Flamengo and Corinthians have also been at the forefront of the push for larger sponsorship deals. Adriano’s team will receive $14M for the main spot on their shirt this year, while Ronaldo’s side have signed a deal for $23M which covers every advertising space on their jersey. Both clubs expect to bank over $30M in total for various sponsorship opportunities in 2010. According to Crowe Horwath RCS, other Brazilian clubs will also enjoy increased sums from sponsors, contributing to record sponsorship income of around $175M for the year. The consultants put the figure in previous years at $140M (2009) and $125M (2008). They also expect marketing/advertising revenue to be at least $280M by 2014.

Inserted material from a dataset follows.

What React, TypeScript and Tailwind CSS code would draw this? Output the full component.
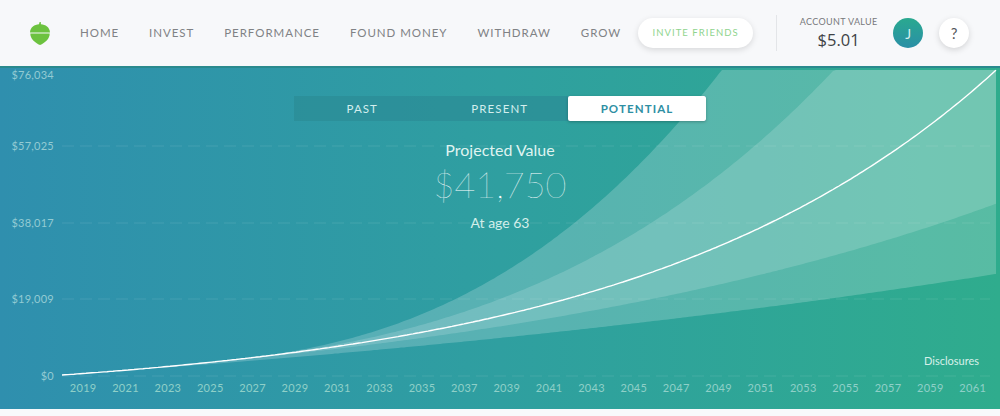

Once a Brazilian club’s main source of income, television rights and player sales are now beginning to share significant space in the revenue column with money from advertising and tickets. And with the World Cup coming in 2014, the situation should only improve. New organisations with football specific expertise will arise, new stadia up to European style standards will be built, tickets and marketing revenues will increase, and there will be more money to keep players in Brazil.

It’s still clear that Brazilian clubs suffer from European sides raiding their squads like vultures. But it isn’t just clubs from the old continent, today there are Mexican and Asian sides who travel to Brazil and leave with promising stars stuffed in their bags. Only with more money in the domestic game can Brazilian sides hope to hold onto these talents. And with the lessons learnt during the crisis, further progress in sponsorship and advertising deals, better players will surely ink contracts with domestic clubs. The combination of a global economic crisis and the country’s status as 2014 World Cup hosts seems to have been a great thing for Brazilian football.